##### Dataset excerpt
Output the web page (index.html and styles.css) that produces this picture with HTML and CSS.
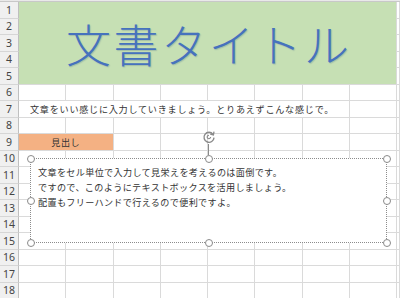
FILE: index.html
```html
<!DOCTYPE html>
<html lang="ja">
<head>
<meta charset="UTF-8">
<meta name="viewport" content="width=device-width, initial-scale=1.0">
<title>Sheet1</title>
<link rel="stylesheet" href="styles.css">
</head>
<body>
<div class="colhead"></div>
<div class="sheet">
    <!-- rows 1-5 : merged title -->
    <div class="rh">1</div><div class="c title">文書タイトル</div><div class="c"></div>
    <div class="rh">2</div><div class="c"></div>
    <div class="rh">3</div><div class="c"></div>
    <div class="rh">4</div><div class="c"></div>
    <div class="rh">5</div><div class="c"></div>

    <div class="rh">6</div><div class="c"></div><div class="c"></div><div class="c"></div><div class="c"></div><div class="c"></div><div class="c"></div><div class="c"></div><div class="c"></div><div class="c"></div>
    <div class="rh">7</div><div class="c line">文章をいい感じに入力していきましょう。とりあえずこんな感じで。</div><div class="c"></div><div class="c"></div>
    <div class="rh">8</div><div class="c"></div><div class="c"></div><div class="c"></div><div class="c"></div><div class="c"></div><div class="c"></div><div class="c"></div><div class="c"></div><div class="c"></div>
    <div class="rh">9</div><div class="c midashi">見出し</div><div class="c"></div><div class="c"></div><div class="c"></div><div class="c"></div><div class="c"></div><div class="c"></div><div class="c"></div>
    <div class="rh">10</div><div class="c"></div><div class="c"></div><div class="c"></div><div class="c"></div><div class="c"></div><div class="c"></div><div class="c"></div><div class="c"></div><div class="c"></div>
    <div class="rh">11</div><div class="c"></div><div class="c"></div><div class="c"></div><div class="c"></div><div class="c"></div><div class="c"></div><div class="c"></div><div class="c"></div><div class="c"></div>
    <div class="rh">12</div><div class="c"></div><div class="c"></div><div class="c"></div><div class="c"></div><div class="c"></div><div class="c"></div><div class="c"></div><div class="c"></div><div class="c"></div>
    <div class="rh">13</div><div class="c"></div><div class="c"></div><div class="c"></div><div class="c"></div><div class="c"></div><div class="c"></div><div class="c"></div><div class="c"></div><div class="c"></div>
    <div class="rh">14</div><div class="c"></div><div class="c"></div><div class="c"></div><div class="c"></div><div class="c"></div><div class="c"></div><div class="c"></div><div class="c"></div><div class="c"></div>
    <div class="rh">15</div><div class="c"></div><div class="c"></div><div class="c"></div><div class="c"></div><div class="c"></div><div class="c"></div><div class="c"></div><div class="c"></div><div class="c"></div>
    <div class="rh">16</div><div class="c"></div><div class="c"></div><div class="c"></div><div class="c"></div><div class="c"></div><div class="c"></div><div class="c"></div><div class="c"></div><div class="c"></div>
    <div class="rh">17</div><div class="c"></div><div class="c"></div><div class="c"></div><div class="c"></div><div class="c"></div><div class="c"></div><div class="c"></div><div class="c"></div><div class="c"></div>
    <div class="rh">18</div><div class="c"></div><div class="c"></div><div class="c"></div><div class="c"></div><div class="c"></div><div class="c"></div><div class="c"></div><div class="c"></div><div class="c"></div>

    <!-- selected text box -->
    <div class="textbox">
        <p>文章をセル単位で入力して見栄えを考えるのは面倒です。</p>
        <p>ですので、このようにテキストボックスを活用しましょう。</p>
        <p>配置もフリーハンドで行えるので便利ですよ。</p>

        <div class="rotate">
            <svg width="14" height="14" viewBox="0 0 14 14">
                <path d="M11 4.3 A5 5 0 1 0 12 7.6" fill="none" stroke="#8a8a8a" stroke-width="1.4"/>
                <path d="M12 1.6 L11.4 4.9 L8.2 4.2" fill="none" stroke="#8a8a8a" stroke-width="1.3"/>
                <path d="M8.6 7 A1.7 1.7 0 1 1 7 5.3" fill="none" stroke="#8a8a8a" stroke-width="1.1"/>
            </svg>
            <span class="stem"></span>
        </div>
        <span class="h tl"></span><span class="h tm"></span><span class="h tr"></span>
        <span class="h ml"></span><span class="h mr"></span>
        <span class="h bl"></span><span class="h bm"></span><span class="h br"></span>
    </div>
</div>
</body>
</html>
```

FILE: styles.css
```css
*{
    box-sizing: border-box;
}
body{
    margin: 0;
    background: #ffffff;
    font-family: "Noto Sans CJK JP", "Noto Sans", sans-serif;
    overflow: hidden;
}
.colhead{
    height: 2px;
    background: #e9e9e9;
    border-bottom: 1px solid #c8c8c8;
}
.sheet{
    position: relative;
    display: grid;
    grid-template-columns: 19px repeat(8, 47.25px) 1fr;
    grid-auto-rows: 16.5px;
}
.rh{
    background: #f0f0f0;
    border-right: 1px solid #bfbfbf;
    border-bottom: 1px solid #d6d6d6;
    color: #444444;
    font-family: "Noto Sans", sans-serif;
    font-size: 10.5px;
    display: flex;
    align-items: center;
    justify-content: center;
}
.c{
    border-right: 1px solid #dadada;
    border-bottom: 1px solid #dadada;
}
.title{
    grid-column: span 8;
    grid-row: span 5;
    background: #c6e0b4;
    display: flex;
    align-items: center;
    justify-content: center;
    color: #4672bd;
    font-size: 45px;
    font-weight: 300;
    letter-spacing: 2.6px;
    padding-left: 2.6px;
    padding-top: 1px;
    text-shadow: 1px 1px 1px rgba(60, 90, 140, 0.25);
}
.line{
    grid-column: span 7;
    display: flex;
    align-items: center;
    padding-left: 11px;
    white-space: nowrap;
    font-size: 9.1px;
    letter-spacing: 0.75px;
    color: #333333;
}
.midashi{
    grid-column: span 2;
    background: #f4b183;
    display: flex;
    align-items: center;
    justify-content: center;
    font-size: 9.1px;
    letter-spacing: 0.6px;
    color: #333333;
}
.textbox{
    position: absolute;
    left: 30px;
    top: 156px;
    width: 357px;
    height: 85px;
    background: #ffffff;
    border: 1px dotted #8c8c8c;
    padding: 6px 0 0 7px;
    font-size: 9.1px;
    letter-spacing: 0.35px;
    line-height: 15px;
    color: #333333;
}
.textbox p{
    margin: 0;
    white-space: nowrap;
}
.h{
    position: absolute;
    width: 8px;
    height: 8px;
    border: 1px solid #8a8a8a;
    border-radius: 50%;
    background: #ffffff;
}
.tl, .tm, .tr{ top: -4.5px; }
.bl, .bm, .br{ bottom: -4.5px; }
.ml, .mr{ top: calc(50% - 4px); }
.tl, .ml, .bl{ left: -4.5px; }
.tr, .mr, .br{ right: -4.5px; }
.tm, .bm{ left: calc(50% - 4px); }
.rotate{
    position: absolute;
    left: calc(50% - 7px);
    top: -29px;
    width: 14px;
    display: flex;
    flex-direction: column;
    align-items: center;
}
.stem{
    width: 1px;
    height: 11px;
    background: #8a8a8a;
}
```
##########
[Written request] Word for word, quote the full listing, omitting every picture.

[Response to this task]
Output the web page (index.html and styles.css) that produces this picture with HTML and CSS.
FILE: index.html
```html
<!DOCTYPE html>
<html lang="ja">
<head>
<meta charset="UTF-8">
<meta name="viewport" content="width=device-width, initial-scale=1.0">
<title>Sheet1</title>
<link rel="stylesheet" href="styles.css">
</head>
<body>
<div class="colhead"></div>
<div class="sheet">
    <!-- rows 1-5 : merged title -->
    <div class="rh">1</div><div class="c title">文書タイトル</div><div class="c"></div>
    <div class="rh">2</div><div class="c"></div>
    <div class="rh">3</div><div class="c"></div>
    <div class="rh">4</div><div class="c"></div>
    <div class="rh">5</div><div class="c"></div>

    <div class="rh">6</div><div class="c"></div><div class="c"></div><div class="c"></div><div class="c"></div><div class="c"></div><div class="c"></div><div class="c"></div><div class="c"></div><div class="c"></div>
    <div class="rh">7</div><div class="c line">文章をいい感じに入力していきましょう。とりあえずこんな感じで。</div><div class="c"></div><div class="c"></div>
    <div class="rh">8</div><div class="c"></div><div class="c"></div><div class="c"></div><div class="c"></div><div class="c"></div><div class="c"></div><div class="c"></div><div class="c"></div><div class="c"></div>
    <div class="rh">9</div><div class="c midashi">見出し</div><div class="c"></div><div class="c"></div><div class="c"></div><div class="c"></div><div class="c"></div><div class="c"></div><div class="c"></div>
    <div class="rh">10</div><div class="c"></div><div class="c"></div><div class="c"></div><div class="c"></div><div class="c"></div><div class="c"></div><div class="c"></div><div class="c"></div><div class="c"></div>
    <div class="rh">11</div><div class="c"></div><div class="c"></div><div class="c"></div><div class="c"></div><div class="c"></div><div class="c"></div><div class="c"></div><div class="c"></div><div class="c"></div>
    <div class="rh">12</div><div class="c"></div><div class="c"></div><div class="c"></div><div class="c"></div><div class="c"></div><div class="c"></div><div class="c"></div><div class="c"></div><div class="c"></div>
    <div class="rh">13</div><div class="c"></div><div class="c"></div><div class="c"></div><div class="c"></div><div class="c"></div><div class="c"></div><div class="c"></div><div class="c"></div><div class="c"></div>
    <div class="rh">14</div><div class="c"></div><div class="c"></div><div class="c"></div><div class="c"></div><div class="c"></div><div class="c"></div><div class="c"></div><div class="c"></div><div class="c"></div>
    <div class="rh">15</div><div class="c"></div><div class="c"></div><div class="c"></div><div class="c"></div><div class="c"></div><div class="c"></div><div class="c"></div><div class="c"></div><div class="c"></div>
    <div class="rh">16</div><div class="c"></div><div class="c"></div><div class="c"></div><div class="c"></div><div class="c"></div><div class="c"></div><div class="c"></div><div class="c"></div><div class="c"></div>
    <div class="rh">17</div><div class="c"></div><div class="c"></div><div class="c"></div><div class="c"></div><div class="c"></div><div class="c"></div><div class="c"></div><div class="c"></div><div class="c"></div>
    <div class="rh">18</div><div class="c"></div><div class="c"></div><div class="c"></div><div class="c"></div><div class="c"></div><div class="c"></div><div class="c"></div><div class="c"></div><div class="c"></div>

    <!-- selected text box -->
    <div class="textbox">
        <p>文章をセル単位で入力して見栄えを考えるのは面倒です。</p>
        <p>ですので、このようにテキストボックスを活用しましょう。</p>
        <p>配置もフリーハンドで行えるので便利ですよ。</p>

        <div class="rotate">
            <svg width="14" height="14" viewBox="0 0 14 14">
                <path d="M11 4.3 A5 5 0 1 0 12 7.6" fill="none" stroke="#8a8a8a" stroke-width="1.4"/>
                <path d="M12 1.6 L11.4 4.9 L8.2 4.2" fill="none" stroke="#8a8a8a" stroke-width="1.3"/>
                <path d="M8.6 7 A1.7 1.7 0 1 1 7 5.3" fill="none" stroke="#8a8a8a" stroke-width="1.1"/>
            </svg>
            <span class="stem"></span>
        </div>
        <span class="h tl"></span><span class="h tm"></span><span class="h tr"></span>
        <span class="h ml"></span><span class="h mr"></span>
        <span class="h bl"></span><span class="h bm"></span><span class="h br"></span>
    </div>
</div>
</body>
</html>
```

FILE: styles.css
```css
*{
    box-sizing: border-box;
}
body{
    margin: 0;
    background: #ffffff;
    font-family: "Noto Sans CJK JP", "Noto Sans", sans-serif;
    overflow: hidden;
}
.colhead{
    height: 2px;
    background: #e9e9e9;
    border-bottom: 1px solid #c8c8c8;
}
.sheet{
    position: relative;
    display: grid;
    grid-template-columns: 19px repeat(8, 47.25px) 1fr;
    grid-auto-rows: 16.5px;
}
.rh{
    background: #f0f0f0;
    border-right: 1px solid #bfbfbf;
    border-bottom: 1px solid #d6d6d6;
    color: #444444;
    font-family: "Noto Sans", sans-serif;
    font-size: 10.5px;
    display: flex;
    align-items: center;
    justify-content: center;
}
.c{
    border-right: 1px solid #dadada;
    border-bottom: 1px solid #dadada;
}
.title{
    grid-column: span 8;
    grid-row: span 5;
    background: #c6e0b4;
    display: flex;
    align-items: center;
    justify-content: center;
    color: #4672bd;
    font-size: 45px;
    font-weight: 300;
    letter-spacing: 2.6px;
    padding-left: 2.6px;
    padding-top: 1px;
    text-shadow: 1px 1px 1px rgba(60, 90, 140, 0.25);
}
.line{
    grid-column: span 7;
    display: flex;
    align-items: center;
    padding-left: 11px;
    white-space: nowrap;
    font-size: 9.1px;
    letter-spacing: 0.75px;
    color: #333333;
}
.midashi{
    grid-column: span 2;
    background: #f4b183;
    display: flex;
    align-items: center;
    justify-content: center;
    font-size: 9.1px;
    letter-spacing: 0.6px;
    color: #333333;
}
.textbox{
    position: absolute;
    left: 30px;
    top: 156px;
    width: 357px;
    height: 85px;
    background: #ffffff;
    border: 1px dotted #8c8c8c;
    padding: 6px 0 0 7px;
    font-size: 9.1px;
    letter-spacing: 0.35px;
    line-height: 15px;
    color: #333333;
}
.textbox p{
    margin: 0;
    white-space: nowrap;
}
.h{
    position: absolute;
    width: 8px;
    height: 8px;
    border: 1px solid #8a8a8a;
    border-radius: 50%;
    background: #ffffff;
}
.tl, .tm, .tr{ top: -4.5px; }
.bl, .bm, .br{ bottom: -4.5px; }
.ml, .mr{ top: calc(50% - 4px); }
.tl, .ml, .bl{ left: -4.5px; }
.tr, .mr, .br{ right: -4.5px; }
.tm, .bm{ left: calc(50% - 4px); }
.rotate{
    position: absolute;
    left: calc(50% - 7px);
    top: -29px;
    width: 14px;
    display: flex;
    flex-direction: column;
    align-items: center;
}
.stem{
    width: 1px;
    height: 11px;
    background: #8a8a8a;
}
```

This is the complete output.